Crazy: Tionne Watkins purring "Oh I oh I oh I" in "Creep" like she's found spiritual instruction in vowel sounds. Sexy: the gender-freak of women cooing Prince's "If I was Your Girlfriend." Cool: Lisa "Left Eye" Lope's mock-up of a greasy male fan in "Kick Your Game." Where Salt-N-Pepa and En Vogue go for the jugular, TLC's ace-in-hand is a certain wary reserve. "Waterfalls" deepens reticence into gravity — and walks on water. TERRI SUTTON
As clone scrunge took over modern-rock radio, Eddie and his Cruisers began to seem like originals, like founders; no other rock had nearly the same weightiness. Vitalogy resembled '70s gatefold LPs, but its mood — rock as a lover you cling to because no other shelter's in sight ("can't find a better man") — was contemporary, the right weariness for the most disillusioning political year we've ever lived through. E.W.
Sure, they sound like Wire, if Wire were horny tomboys hopped up on too much TV and curry. And yeah, they sound like Blondie, if Debbie Harry ever made dirty-white-girl noises on a guitar. Led by singer-songwriters Justine Frischmann and Donna Matthews, Elastica was the most tuneful of the "Britpop Invasion" bands. And their debut album, 16 spurts of unrequited lust, featured cheeky dating rejoinders such as "Is there something you lack / When I'm flat on my back?" C.A.
No release, no catharsis. Just merciless fate showing up with a past due notice. Stripping down to shape-shifting voice and pulsing organ, Polly plays a devil in a red dress eager to add God to her repertoire — or at least Robert Plant. Harvey's best album yet, it uncovers the desire in the blues' greatest dread: that the feared Other — especially the other sex — is yet another face of the self. Fiercely androgynous, Harvey sings every song like a prayer, and a threat. T.S.
The most fabulous musical hybrid to emerge from today's millennialist Britain, Maxinquaye is a soundtrack to a spinning world whose growing interconnections cannot keep it from falling apart. As the dark prince of trip-hop, Tricky scrambles any codes he gets his hands on, building textures out of corroded beats, spooky samples, crunchy guitars, and dripping faucets. He and Martine whisper and sing about suffering, ominous love, and designer clothiers, as you slip into the delicious entropy of it all. E.D.

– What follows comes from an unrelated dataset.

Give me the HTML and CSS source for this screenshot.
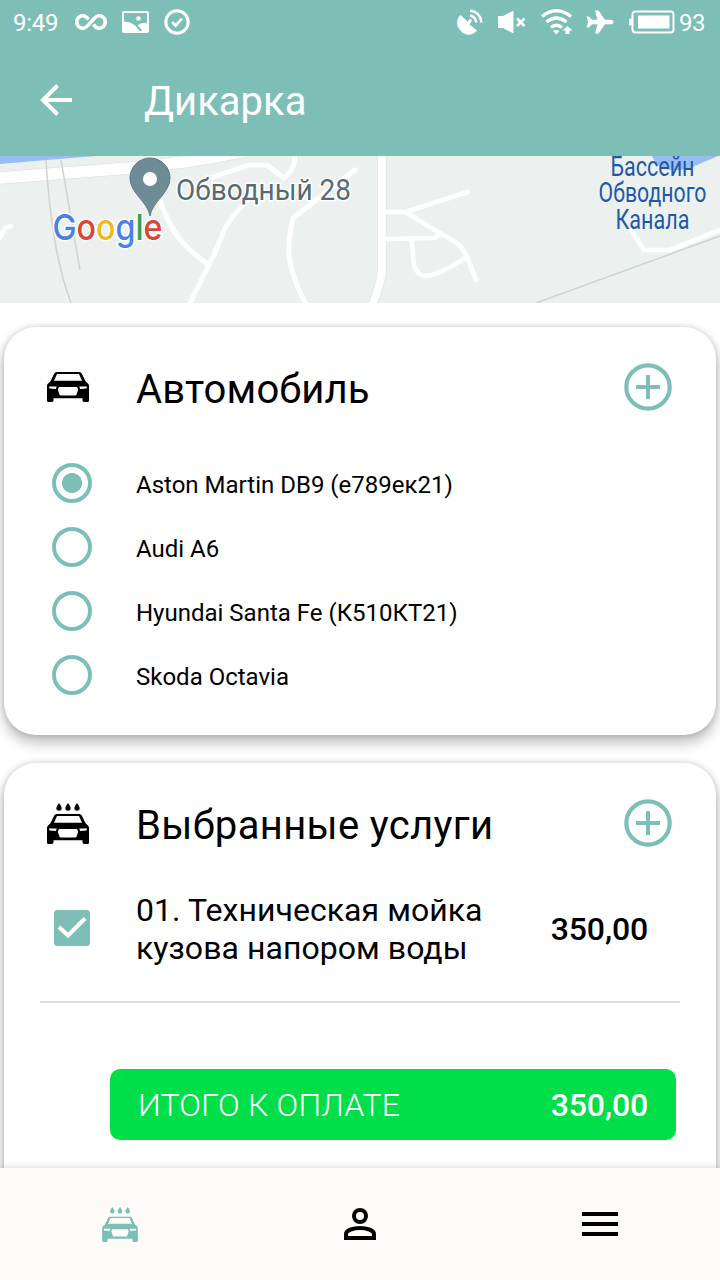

What hath Moby wrought? A sprawling opus of ecstasy and torment, pogoing guitars and wailing divas, blues shouts and symphonies — Paradise Lost for club kids and even their nerdy little sisters. A guitar-punk turned DJ turned composer turned messiah, this unfashionably passionate (and Christian) outsider introduced grunge angst to house music, and Butthole Surfers squall to jungle, opening the womb of techno and letting in the world. C.N.